Il numero delle persone a beneficio di prestazioni assistenziali è aumentato in modo importante in Ticino dal 2011 a questa parte. Le statistiche pubblicate di recente dal Giornale del popolo parlano di un aumento del 37% con oltre 7500 domande d’assistenza sociale attualmente aperte.
L’aumento si nota anche a Lugano, anche se non in queste proporzioni (ci si aggira su un più 24% dal 2011). La crescita non è dovuta solo alla crescita delle nuove domande, ma anche alla diminuzione dei casi chiusi. Ossia, sempre più persone entrano in assistenza, sempre meno ne escono e, di conseguenza, il numero dei cosiddetti “casi aperti” cresce. E non di poco. Al proposito si ricorderà come qualche mese fa il domenicale antileghista redatto da frontalieri, ovvero il Caffè della Peppina, con bella sicurezza – e con la conoscenza del territorio che contraddistingue detta testata – annunciava che non era vero niente, che sono tutte balle della Lega populista e razzista: non esiste alcuna emergenza lavoro, e men che meno un’emergenza assistenza, e ancora meno c’entra qualcosa la devastante libera circolazione delle persone, la scriteriata aperture delle frontiere, l’invasione di frontalieri e di padroncini.

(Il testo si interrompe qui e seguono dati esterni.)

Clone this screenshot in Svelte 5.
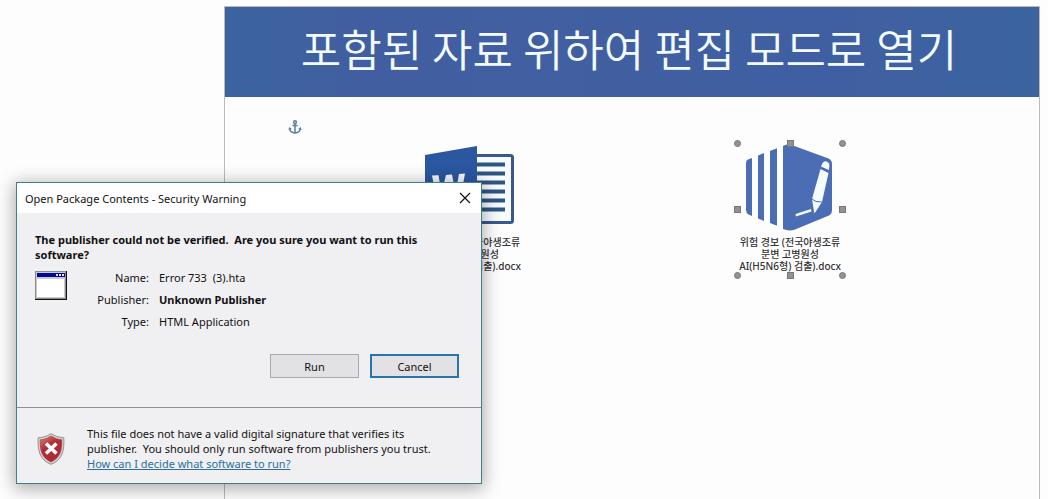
<script lang="ts">
  const details = [
    { label: 'Name:', value: 'Error 733\u00a0 (3).hta', strong: false },
    { label: 'Publisher:', value: 'Unknown Publisher', strong: true },
    { label: 'Type:', value: 'HTML Application', strong: false },
  ];
  const caption = ['위험 경보 (전국야생조류', '분변 고병원성', 'AI(H5N6형) 검출).docx'];
  const handles = ['nw', 'n', 'ne', 'w', 'e', 'sw', 's', 'se'];
</script>

<div class="workspace">
  <main class="sheet">
    <header><h1>포함된 자료 위하여 편집 모드로 열기</h1></header>
    <div class="sheet-body">
      <svg class="anchor" viewBox="0 0 14 14" aria-hidden="true">
        <g fill="none" stroke="#5b7e98" stroke-width="1.5">
          <circle cx="7" cy="2.2" r="1.4" />
          <path d="M7 3.6V12.8M4.4 5.4h5.2M1.6 8.4C2 11.2 4 12.9 7 12.9s5-1.700 5.400-4.500" />
        </g>
        <path d="M.4 9.900 1.400 7l2.400 2zM13.600 9.900 12.600 7l-2.400 2z" fill="#5b7e98" />
      </svg>

      <div class="objects">
        <figure>
          <svg class="icon" viewBox="0 0 106 92" aria-hidden="true">
            <rect x="50" y="12.500" width="45.500" height="67" rx="2" fill="#f7fbff" stroke="#39598c" stroke-width="3" />
            <path d="M60 21.500h28M60 30.500h28M60 39.500h28M60 48.500h28M60 57.500h28M60 66.500h28" stroke="#2f5583" stroke-width="4" />
            <path d="M8 12 60 3v86L8 80z" fill="#2b57a0" />
            <path d="M15 32.500l6.500-.3L24.500 50l4.500-18 6-.4L38.500 50l3.500-19 6-.5L42.500 61h-7L31.500 43 27.500 60.500h-7z" fill="#f4f9ff" />
          </svg>
          <figcaption>
            {#each caption as line}<span>{line}</span>{/each}
          </figcaption>
        </figure>

        <figure>
          <svg class="icon" viewBox="0 0 106 92" aria-hidden="true">
            <g fill="#4a6db4">
              <path d="M15 15v58l-3.500-1.500Q9 70 9 67V20q0-3 2.500-3.700z" />
              <path d="M21 12.500 27 10v68l-6-2.500zM33 8l7-2.800v77.500L33 80z" />
              <path d="M46 3q5-2.500 10-.5l35.500 13Q95 17 95 21v46q0 4-3 5.500L58 86.500q-6 2-12-.5z" />
            </g>
            <g fill="#f5fcff">
              <path d="m75 56 8.500-30 8 4-6.500 29-6.500 10-1.200 1.300z" />
              <path d="m84 23.500 1.500-3.500q3-3.500 6.500.5 1 2-.2 6.500z" />
              <path d="m58.500 71 15.500-5 .5 2.500-15.500 5z" />
            </g>
            <path d="m75 56 4 2.500 6 .5M84 25l7.500 4" fill="none" stroke="#4a6db4" stroke-width="1" />
          </svg>
          <figcaption>
            {#each caption as line}<span>{line}</span>{/each}
          </figcaption>
          {#each handles as handle}<i class="handle {handle}"></i>{/each}
        </figure>
      </div>
    </div>
  </main>

  <section class="dialog" role="dialog" aria-labelledby="dialog-title">
    <div class="titlebar">
      <h2 id="dialog-title">Open Package Contents - Security Warning</h2>
      <button class="close" aria-label="Close">
        <svg viewBox="0 0 12 12" aria-hidden="true"><path d="m1 1 10 10M11 1 1 11" stroke="#111" stroke-width="1.200" /></svg>
      </button>
    </div>

    <div class="content">
      <p class="question">The publisher could not be verified.&nbsp; Are you sure you want to run this software?</p>
      <div class="info">
        <svg class="app" viewBox="0 0 32 29" aria-hidden="true">
          <path d="M0 0h32v29H0z" fill="#111" />
          <path d="M0 0h31v28H0z" fill="#8c8c8c" />
          <path d="M1 1h29v26H1z" fill="#c9c9c9" />
          <path d="M2 2h28v4H2z" fill="#000a96" />
          <path d="M2 8h27v18H2z" fill="#fff" />
          <path d="M21 3h2v2h-2zM24 3h2v2h-2zM27 3h2v2h-2z" fill="#e4e4ee" />
        </svg>
        <dl>
          {#each details as row}
            <dt>{row.label}</dt>
            <dd class:strong={row.strong}>{row.value}</dd>
          {/each}
        </dl>
      </div>
      <div class="actions">
        <button class="btn">Run</button>
        <button class="btn primary">Cancel</button>
      </div>
    </div>

    <footer>
      <svg class="shield" viewBox="0 0 28 32" aria-hidden="true">
        <defs>
          <linearGradient id="shield-red" x1="0" y1="0" x2="0.600" y2="1">
            <stop offset="0" stop-color="#dc8583" />
            <stop offset="0.450" stop-color="#b32d35" />
            <stop offset="1" stop-color="#a92a35" />
          </linearGradient>
        </defs>
        <path d="M14 .7Q19.500 4.500 26.800 4.800C27.500 17 25.500 27 14 31.300 2.500 27 .5 17 1.200 4.800 8.500 4.500 14 .7 14 .7z" fill="#d9d5d3" stroke="#8d8381" stroke-width=".9" />
        <path d="M14 3Q19 6.300 24.800 6.800C25.200 17 23.300 25 14 29 4.700 25 2.800 17 3.200 6.800 9 6.300 14 3 14 3z" fill="url(#shield-red)" stroke="#9b4245" stroke-width=".6" />
        <path d="m9 10.500 10.500 10M19.500 10.500 9 20.500" stroke="#fff" stroke-width="3.600" />
      </svg>
      <p>
        This file does not have a valid digital signature that verifies its publisher.&nbsp; You should only run software from publishers you trust.
        <a href="#help">How can I decide what software to run?</a>
      </p>
    </footer>
  </section>
</div>

<style>
  :global(body) {
    margin: 0;
    background: #fcfcfd;
  }
  .workspace {
    position: relative;
    box-sizing: border-box;
    min-height: 100vh;
    padding: 6px 8px 0 224px;
    display: flex;
    color: #111;
    font: 11px/15px "Noto Sans", "Open Sans", "Noto Sans CJK KR", sans-serif;
    background: #fdfdfe;
  }
  h1, h2, p, dl, dd, figure {
    margin: 0;
  }
  .sheet {
    flex: 1;
    border: solid #b9bbc2;
    border-width: 1px 1px 0;
    background: #fefdfe;
  }
  header {
    display: grid;
    place-items: center;
    box-sizing: border-box;
    height: 90px;
    padding: 0 6px 8px 0;
    background: linear-gradient(90deg, #3b649f, #415fa0 15%, #405fa2 75%, #3b649f);
  }
  h1 {
    color: #f2fbff;
    font: 350 44px/64px "Noto Sans CJK KR", sans-serif;
    white-space: nowrap;
  }
  .sheet-body {
    padding: 23px 4px 0 0;
  }
  .anchor {
    display: block;
    width: 14px;
    height: 14px;
    margin-left: 63px;
  }
  .objects {
    display: grid;
    grid-template-columns: 1fr 1fr;
    justify-items: center;
    max-width: 640px;
    margin: 9px auto 0;
  }
  figure {
    position: relative;
    width: 106px;
    height: 133px;
  }
  .icon {
    display: block;
    width: 106px;
    height: 92px;
  }
  figcaption {
    display: flex;
    flex-direction: column;
    align-items: center;
    padding-top: 1px;
    font: 500 10px/12px "Noto Sans", "Noto Sans CJK KR", sans-serif;
    color: #333;
    white-space: nowrap;
  }
  .handle {
    position: absolute;
    width: 5px;
    height: 5px;
    border: 1px solid #777;
    background: #929292;
  }
  .nw, .w, .sw { left: -3px; }
  .n, .s { left: 50px; }
  .ne, .e, .se { right: -3px; }
  .nw, .n, .ne { top: -3px; }
  .w, .e { top: 63px; }
  .sw, .s, .se { bottom: -3px; }
  .nw, .ne, .sw, .se { border-radius: 50%; }

  .dialog {
    position: absolute;
    left: 16px;
    top: 182px;
    box-sizing: border-box;
    width: 466px;
    border: 1px solid #3f7f87;
    background: #f0eff1;
    box-shadow: 0 3px 16px 2px rgb(0 0 0 / 32%);
  }
  .titlebar {
    display: flex;
    align-items: center;
    justify-content: space-between;
    height: 30px;
    padding: 0 8px;
    background: #fff;
  }
  h2 {
    font-size: 11px;
    font-weight: 400;
  }
  button {
    font: inherit;
    color: inherit;
  }
  .close {
    display: flex;
    padding: 2px;
    border: 0;
    background: none;
  }
  .close svg {
    width: 12px;
    height: 12px;
  }
  .content {
    padding: 19px 22px 29px 18px;
    border-bottom: 1px solid #8b9397;
  }
  .question {
    padding-right: 20px;
    font-weight: 700;
  }
  .info {
    display: flex;
    gap: 16px;
    padding-top: 9px;
  }
  .app {
    width: 32px;
    height: 29px;
  }
  dl {
    display: grid;
    grid-template-columns: 66px auto;
    column-gap: 10px;
    line-height: 22px;
    margin-top: -4px;
  }
  dt {
    text-align: right;
  }
  .strong {
    font-weight: 700;
  }
  .actions {
    display: flex;
    justify-content: flex-end;
    gap: 11px;
    margin-top: 21px;
  }
  .btn {
    width: 89px;
    height: 24px;
    padding: 0;
    border: 1px solid #aaa8ad;
    background: #e2e1e3;
  }
  .primary {
    border: 2px solid #2b74ab;
  }
  footer {
    display: flex;
    align-items: center;
    gap: 22px;
    padding: 18px 36px 12px 20px;
  }
  .shield {
    flex: none;
    width: 28px;
    height: 32px;
  }
  a {
    display: block;
    color: #2b6f9e;
  }
</style>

Se le persone in assistenza aumentano, è perché ovviamente non trovano lavoro. Ed è quindi ovvio che in questo contesto le iniziative dell’ente pubblico per far lavorare chi altrimenti sarebbe a carico dello Stato sociale, si fanno sempre più necessarie. Il minimo, ma proprio il minimo che si può fare, è conservare l’esistente. Lugano in questo campo fa molto, con circa 200 programmi d’inserimento professionale attualmente attivi, i quali godono di un ottimo tasso di riuscita: circa l’83% dei partecipanti ha infatti trovato uno sbocco lavorativo. Tagliare adesso in questo settore sarebbe insensato. A meno che, ovviamente, si consideri preferibile scaricare in assistenza le persone che seguono detti programmi, con tutte le conseguenze sociali e personali che comporta il non avere un lavoro, per continuare a spendere nella kultura senza indotti e nei musei senza pubblico.
Costi raddoppiati dal 2010?
Più persone in assistenza significa anche più spese per l’ente pubblico, ovvero Cantone (che paga il 75% dei costi) e Comuni (che coprono il restante 25%). Anche a questo proposito, i campanelli d’allarme suonano con insistenza. A Lugano le partecipazioni comunali alle spese dell’assistenza erano di 2.2 milioni all’anno nel 2010, 2.6 nel 2011, 3.3 nel 2012 mentre nel primo semestre del 2013 si sono spesi 2,3 milioni di Fr: ciò significa che, avanti di questo passo, a fine anno si arriverà a 4.6 milioni! Ossia più del doppio della spesa del 2010 (2010, non 1910). E’ vero che fino al 2012 la partecipazione comunale ai costi dell’assistenza era del 20% e dal 2013 è salita al 25%. Ma ovviamente questo 5% in più non spiega un raddoppio.
Se queste cifre non sono tali da rendere evidente l’esistenza di un’emergenza anche a quello che “mena il gesso”, vuol dire che qualcosa non funziona…
E nemmeno ci vuole molta fantasia ad immaginare il perché ci si ritrova in queste condizioni: ovviamente perché, con la devastante libera circolazione – piaccia o non piaccia al domenicale antileghista – il mercato del lavoro ticinese è stato saturato da persone in arrivo da Oltreconfine, sicché i residenti fanno sempre più fatica a trovare degli sbocchi professionali.
E qual è la risposta dei bernesi che, a loro dire, comprenderebbero i problemi del Ticino? Ma naturalmente proporre di far venire in Svizzera apprendisti dal sud Europa, così da portar via il posto di tirocinio ai nostri giovani e così da permettere a questi cittadini stranieri, una volta formati, di portar via il lavoro ai residenti! Elementare, Watson! Anzi, elementare Johann (Schneider Ammann)!